The Rockingham County School Board chair, in a grammatically questionable fashion, accused a reporter of trying to get them at something. The quote from the Daily News-Record has the fellow saying, “But it's just trying to find us in something like ‘Hah, we got ya.’” I use the quote without reservation, knowing that the DNR reporter is better at being a journalist than the School Board chair is at being an educator or a political leader.
If indeed the reporter was trying to catch the board at something, she did. She and her readers caught them firing the law firm that’s represented the School Board for 60 years. The rumored reasons in the community imply that it was a highly personal move, specifically, that the board was upset about something said by a relative of a member of the firm.
The rumors are fun. They may even be right. Because another one says the firm pointed out that the way the board fired the firm was not the way a public body does such things under Virginia law, and then demonstrated the right way by resigning its commission with the board. Being a law firm, they presumably did not say, “You can’t fire me; I quit,” but the sentiment was there. Presumably, they also did not quote Johnny Paycheck, who famously sang, “Take this job and shove it.”
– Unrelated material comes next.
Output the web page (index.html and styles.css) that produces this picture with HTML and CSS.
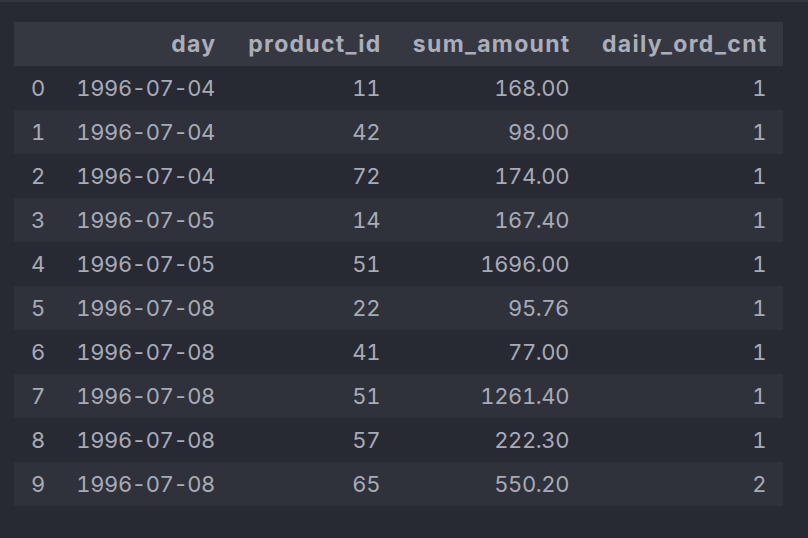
FILE: index.html
```html
<!DOCTYPE html>
<html>
<head>
<meta charset="utf-8">
<link rel="stylesheet" href="styles.css">
</head>
<body>
<div class="topline"></div>
<div class="wrap">
<table class="df">
<colgroup>
<col class="c-idx"><col class="c-day"><col class="c-pid"><col class="c-sum"><col class="c-cnt">
</colgroup>
<thead>
<tr><th></th><th>day</th><th>product_id</th><th>sum_amount</th><th>daily_ord_cnt</th></tr>
</thead>
<tbody>
<tr><td class="idx">0</td><td>1996-07-04</td><td>11</td><td>168.00</td><td>1</td></tr>
<tr><td class="idx">1</td><td>1996-07-04</td><td>42</td><td>98.00</td><td>1</td></tr>
<tr><td class="idx">2</td><td>1996-07-04</td><td>72</td><td>174.00</td><td>1</td></tr>
<tr><td class="idx">3</td><td>1996-07-05</td><td>14</td><td>167.40</td><td>1</td></tr>
<tr><td class="idx">4</td><td>1996-07-05</td><td>51</td><td>1696.00</td><td>1</td></tr>
<tr><td class="idx">5</td><td>1996-07-08</td><td>22</td><td>95.76</td><td>1</td></tr>
<tr><td class="idx">6</td><td>1996-07-08</td><td>41</td><td>77.00</td><td>1</td></tr>
<tr><td class="idx">7</td><td>1996-07-08</td><td>51</td><td>1261.40</td><td>1</td></tr>
<tr><td class="idx">8</td><td>1996-07-08</td><td>57</td><td>222.30</td><td>1</td></tr>
<tr><td class="idx">9</td><td>1996-07-08</td><td>65</td><td>550.20</td><td>2</td></tr>
</tbody>
</table>
</div>
</body>
</html>
```
FILE: styles.css
```css
html, body {
  margin: 0;
  padding: 0;
  background: #282a33;
  width: 808px;
  height: 538px;
  overflow: hidden;
}
.topline {
  height: 2px;
  background: #33363e;
}
.wrap {
  padding: 20px 0 0 14px;
}
.df {
  border-collapse: collapse;
  table-layout: fixed;
  width: 769px;
  font-family: Inter, "Noto Sans", sans-serif;
  font-size: 22px;
  color: #a7abb6;
  font-variant-numeric: tabular-nums;
}
.c-idx { width: 47px; }
.c-day { width: 171px; }
.c-pid { width: 165px; }
.c-sum { width: 189px; }
.c-cnt { width: 197px; }
.df th, .df td {
  height: 44px;
  padding: 0 16px 0 0;
  text-align: right;
  white-space: nowrap;
  box-sizing: border-box;
}
.df td {
  letter-spacing: -0.4px;
  padding-right: 17px;
}
.df th {
  font-size: 23px;
  font-weight: 700;
  background: #363841;
  color: #aaaeb9;
  letter-spacing: 1.3px;
  padding-right: 15.5px;
}
.df td.idx {
  text-align: left;
  padding: 0 0 0 17px;
}
.df tbody tr:nth-child(even) td {
  background: #30323b;
}
```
I broadcast these rumors because I so want them to be true.
What follows is not rumor.
I attended the most recent hearing on the lawsuit filed by the county School Board’s new attorney against the city’s School Board. The RCPS’s new attorney did not speak at the hearing, unless he said, “Good afternoon, your honor,” while I wasn’t listening. In legal terms, he was representing city teachers who feel harmed because they don’t want to follow rules that don’t exist that they heard about from a meeting they didn’t attend. In realistic terms, he was representing the out-of-town political organization helping the aggrieved teachers. The attorney from the political organization did all the legal work from a TV screen in front of the courtroom.
Imagine Max Headroom meets Punch and Judy.
Now I’m not trying to find the county School Board in something like a gotcha, to use their phrasing, but I do wonder about how the board will conduct its legal matters. If, for instance, someone decides to file suit against the board for starting meetings with a Christian prayer, will the local attorney represent the board or be the local arm of ADF, the group suing the city? If ADF is called in to defend the board’s mix of politics and religion, will the local firm still handle the non-religious issues? Boards get sued. School systems get sued. It happens over personnel issues and student discipline issues, to name a couple. Who’s going to handle those? Will it be the local firm, or will the work be outsourced to a political outfit in Arizona?
The point of having a local school board in every city and county in Virginia is to give local control of children’s education to people representing the locality. The board majority in Rockingham County has created three months of unnecessary turmoil with outside approaches to local issues. The books banned came from a list maintained by Moms For Liberty. The “model policy” for pronouns comes from Richmond. Their new attorney has been the local face of a political group in Arizona. How is any of that local?
Is it fair to suggest that this board seeks outside help because the members don’t know what they’re doing? Possibly. After all, one of them speaks of gays as being different from “normal” people, while using Wonder Woman for a social media avatar.
For the record, Wonder Woman has been a gay icon for longer than BotkinRose represented the School Board.